Homeowners don’t know notice of security interest is registered on their title. In selling their home, they have to pay it out.
A group of Ontario real estate and litigation lawyers has written an open letter to Todd McCarthy, Ontario’s minister of Public and Business Service Delivery, calling for the prohibition and retroactive removal of notices of security interest (NOSI) on the title to Ontario residential properties.
A NOSI is a notice that can be registered in the land titles system by a business when it finances or leases equipment such as a heating, ventilation and air conditioner (HVAC) unit.
Greg Weedon, who is spearheading the effort by Ontario lawyers, explains the problem this way: “The registration of notices of security interest (NOSIs) … against title ownership of vulnerable homeowners in Ontario, often in respect of unwanted and overpriced home services and equipment, has escalated to the point where it is openly and brazenly being abused. The victims of these predatory practices are elderly homeowners who are socially isolated with limited financial means, deliberately targeted due to their social and demographic profile.”
The petition follows on the heels of the government’s now-concluded six-week consultation which sought public input on ways to address and reduce the harmful and inappropriate use of NOSIs against unsuspecting consumers.
Homeowners are typically not aware that a NOSI has been registered on their title.

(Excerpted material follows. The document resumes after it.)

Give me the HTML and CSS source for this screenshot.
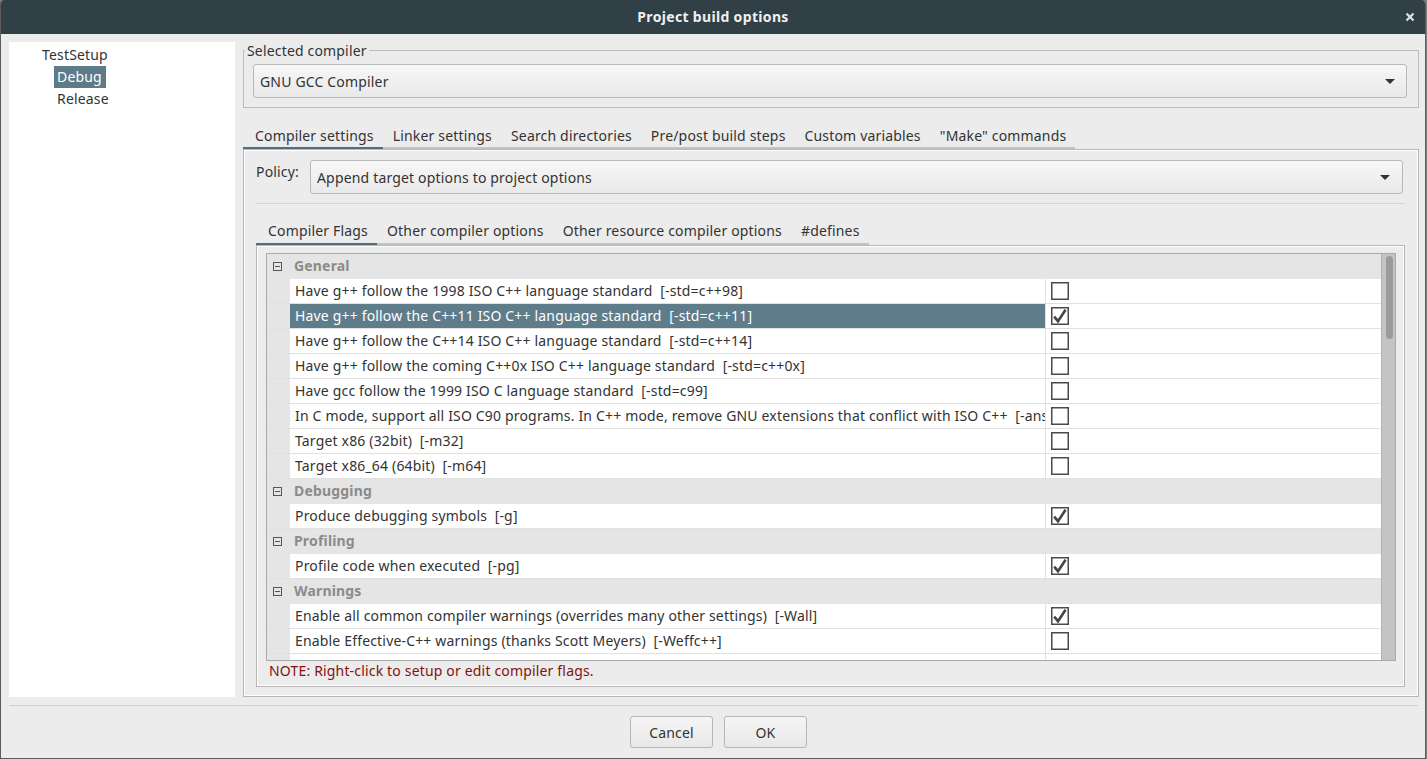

In the process of selling or refinancing their homes, thousands of owners have discovered at the last minute that they have to pay out and discharge NOSI registrations to provide clear title.
Often, the sellers of the equipment or their finance companies charge exorbitant fees and interest to give clear title.
In an October announcement, the Ontario government said it is considering ways to clarify rules and obligations for businesses to discharge a NOSI, while providing enhanced powers to Consumer Protection Ontario to help homeowners when a business fails to do so.
More bureaucracy is not the answer to the NOSI problem. Five years ago, the Ontario government restricted the door-to-door sale of many products but most predatory sellers remain undeterred.
Weedon’s pitch to the Ontario government tells Minister McCarthy that there is no adequate solution other than a complete prohibition of NOSIs for all registered ownership. He says, “there is simply no place for the NOSI in the property registration system. The NOSI is being used as a mini-mortgage, without scrutiny, and has become much more than a mere nuisance – it has become a vehicle for fraud.”
Thousands of homeowners who have purchased HVAC equipment may not be aware that their property titles have had NOSIs registered against them. “The only viable solution to protect Ontario homeowners,” Weedon says, “is to remove, via legislation, the ability to unilaterally encumber and leverage title through the use of the NOSI.”
As well, he suggests that all existing registered NOSIs be deleted. “It is time to right those wrongs,” he addded.
“The current rules do not adequately protect homeowners from harmful and inappropriate business practices,” said Minister McCarthy. “We are committed to finding solutions to this important issue that would keep consumers from losing money to unscrupulous actors…”
Ontario consumers can only hope the government will stand behind its commitment.